Die Bundesvereinigung der deutschen Arbeitgeberverbände kritisiert die fehlende Bereitschaft zur Beitragssatzsenkung, da sie Arbeitgebern und Arbeitnehmern eine wichtige Entlastung vorenthalte. Diese wäre vor allem wichtig, weil der Beitrag der Pflegeversicherung nach den Plänen der Koalition um 0,5 Prozentpunkte steigen soll. Mit der entgangenen Beitragssatzsenkung um 0,6 Punkte bei der Rente summiert sich die Belastung schon auf 1,1 Prozentpunkte.

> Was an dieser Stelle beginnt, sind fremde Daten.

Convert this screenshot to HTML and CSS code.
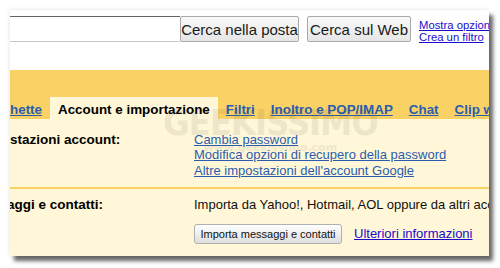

Das IMK-Institut der gewerkschaftsnahen Hans-Böckler-Stiftung nennt es „fahrlässig“, den Beitragssatz zu senken. Denn künftig seien höhere Beitragssätze nötig, um einem drohenden Anstieg der Altersarmut zu begegnen. Schon wegen der demografischen Entwicklung müsse der Beitragssatz langfristig steigen. Der DGB schlägt eine Anhebung in kleinen Schritten vor. „Eine Beitragsanhebung um jährlich 0,3 Prozentpunkte würde ausreichen, um Rücklagen in einem nennenswerten Umfang zu einer Demografie-Reserve aufzubauen.“ Diese könnte genutzt werden, um die Renten der heutigen Beitragszahler zu stabilisieren.